In the Open! program, we work with people who are passionate about built heritage—historians, cultural project coordinators, local community members, and leaders of organizations who have taken on the care of remarkable sites, predominantly in rural areas.
The working life of a heritage steward is, however, merely a fleeting moment in the timeline of a heritage building that may have centuries of existence behind and before it. The real challenge is to build organizations that don’t depend on us individually, but that endure through time, carrying forward the mission of caring for heritage and finding the means and resources to sustain this journey from one generation to the next.
With this in mind, in early June 2025, we gathered for the Strategic Fundraising Camp, held in the Transylvanian Hills at Făgăraș and Șona, under the guidance of Jan Kroupa, an international expert with over 20 years of experience in philanthropy and organizational development, founder of the Czech Fundraising Center.

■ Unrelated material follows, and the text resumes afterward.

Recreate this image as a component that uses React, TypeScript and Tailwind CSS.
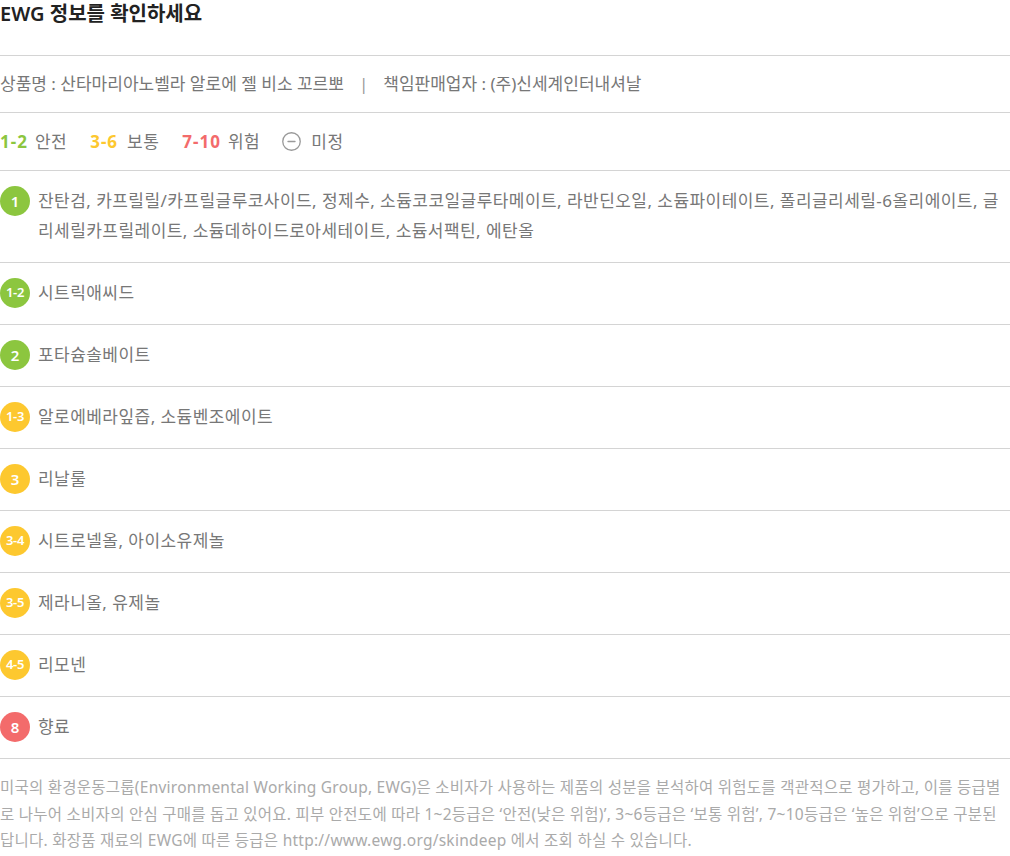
import { CircleMinus } from "lucide-react";

type Ingredient = {
  grade: string;
  color: string;
  names: string;
};

const ingredients: Ingredient[] = [
  {
    grade: "1",
    color: "bg-[#8cc63f]",
    names:
      "잔탄검, 카프릴릴/카프릴글루코사이드, 정제수, 소듐코코일글루타메이트, 라반딘오일, 소듐파이테이트, 폴리글리세릴-6올리에이트, 글리세릴카프릴레이트, 소듐데하이드로아세테이트, 소듐서팩틴, 에탄올",
  },
  { grade: "1-2", color: "bg-[#8cc63f]", names: "시트릭애씨드" },
  { grade: "2", color: "bg-[#8cc63f]", names: "포타슘솔베이트" },
  { grade: "1-3", color: "bg-[#fdc82f]", names: "알로에베라잎즙, 소듐벤조에이트" },
  { grade: "3", color: "bg-[#fdc82f]", names: "리날룰" },
  { grade: "3-4", color: "bg-[#fdc82f]", names: "시트로넬올, 아이소유제놀" },
  { grade: "3-5", color: "bg-[#fdc82f]", names: "제라니올, 유제놀" },
  { grade: "4-5", color: "bg-[#fdc82f]", names: "리모넨" },
  { grade: "8", color: "bg-[#f36b6b]", names: "향료" },
];

function GradeBadge({ grade, color }: { grade: string; color: string }) {
  const small = grade.length > 1;
  return (
    <span
      className={`flex h-[30px] w-[30px] shrink-0 items-center justify-center rounded-full font-semibold text-white ${color} ${
        small ? "text-[13px] tracking-[-0.3px]" : "text-[15px]"
      }`}
    >
      {grade}
    </span>
  );
}

export default function App() {
  return (
    <div
      className="w-[1010px] bg-white text-[#777]"
      style={{ fontFamily: '"Noto Sans", "Noto Sans CJK KR", sans-serif' }}
    >
      <h2 className="h-[55px] text-[20px] font-semibold leading-[28px] text-[#222]">
        EWG 정보를 확인하세요
      </h2>

      <div className="border-t border-[#d4d4d4] py-[14px] text-[17px] leading-[28px]">
        상품명 : 산타마리아노벨라 알로에 젤 비소 꼬르뽀
        <span className="mx-[15px] text-[#999]">|</span>
        책임판매업자 : (주)신세계인터내셔날
      </div>

      <div className="flex items-center border-t border-[#d4d4d4] py-[14px] text-[17px] leading-[29px]">
        <span className="font-bold tracking-[1px] text-[#8cc63f]">1-2</span>
        <span className="ml-[7px] tracking-[0.5px]">안전</span>
        <span className="ml-[23px] font-bold tracking-[1px] text-[#fdc82f]">3-6</span>
        <span className="ml-[9px] tracking-[0.5px]">보통</span>
        <span className="ml-[23px] font-bold tracking-[1px] text-[#f36b6b]">7-10</span>
        <span className="ml-[7px] tracking-[0.5px]">위험</span>
        <CircleMinus className="ml-[21px] h-[21px] w-[21px] text-[#999]" strokeWidth={1.5} />
        <span className="ml-[9px] tracking-[0.5px]">미정</span>
      </div>

      <ul className="border-t border-[#d4d4d4]">
        {ingredients.map((item) => (
          <li
            key={item.grade + item.names}
            className="flex items-start gap-[8px] border-b border-[#d4d4d4] pt-[15px] pb-[16px]"
          >
            <GradeBadge grade={item.grade} color={item.color} />
            <p className="text-[17px] leading-[30px] tracking-[0.45px]">{item.names}</p>
          </li>
        ))}
      </ul>

      <p className="pt-[15px] text-[15.5px] leading-[26.5px] tracking-[0.25px] text-[#aaa]">
        미국의 환경운동그룹(Environmental Working Group, EWG)은 소비자가 사용하는 제품의 성분을 분석하여 위험도를 객관적으로 평가하고, 이를 등급별로 나누어 소비자의 안심 구매를 돕고 있어요. 피부 안전도에 따라 1~2등급은 ‘안전(낮은 위험)’, 3~6등급은 ‘보통 위험’, 7~10등급은 ‘높은 위험’으로 구분된답니다. 화장품 재료의 EWG에 따른 등급은 http://www.ewg.org/skindeep 에서 조회 하실 수 있습니다.
      </p>
    </div>
  );
}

Over three intensive days, we explored long-term fundraising strategies together, from small-donor campaigns to major donor relationships, endowments, and legacy fundraising.
Day 1 – Building Relationships with Recurring Donors
We began with an honest look at our relationship with money, that “necessary evil” in the non-profit sector, and worked on understanding what a strategic fundraising portfolio meant. We discussed how to start a movement in our field and a community of supporters, exploring crowdfunding campaigns, peer-to-peer fundraising, and email campaigns. What matters most are the relationships we build and trust, the most essential capital of any organization.
Day 2 – Building Relationships with Strategic Donors
We moved to the next level: major donor fundraising, capital campaigns, and establishing endowment funds. We worked on creating a Case for Support, a Gift Range Chart, and a list of potential donors. The feasibility testing exercises were a key moment of the camp, challenging us to look realistically at how viable a major campaign truly is: whether our message is convincing, whether the financial target is credible, and whether the organization has the internal resources needed to see it through.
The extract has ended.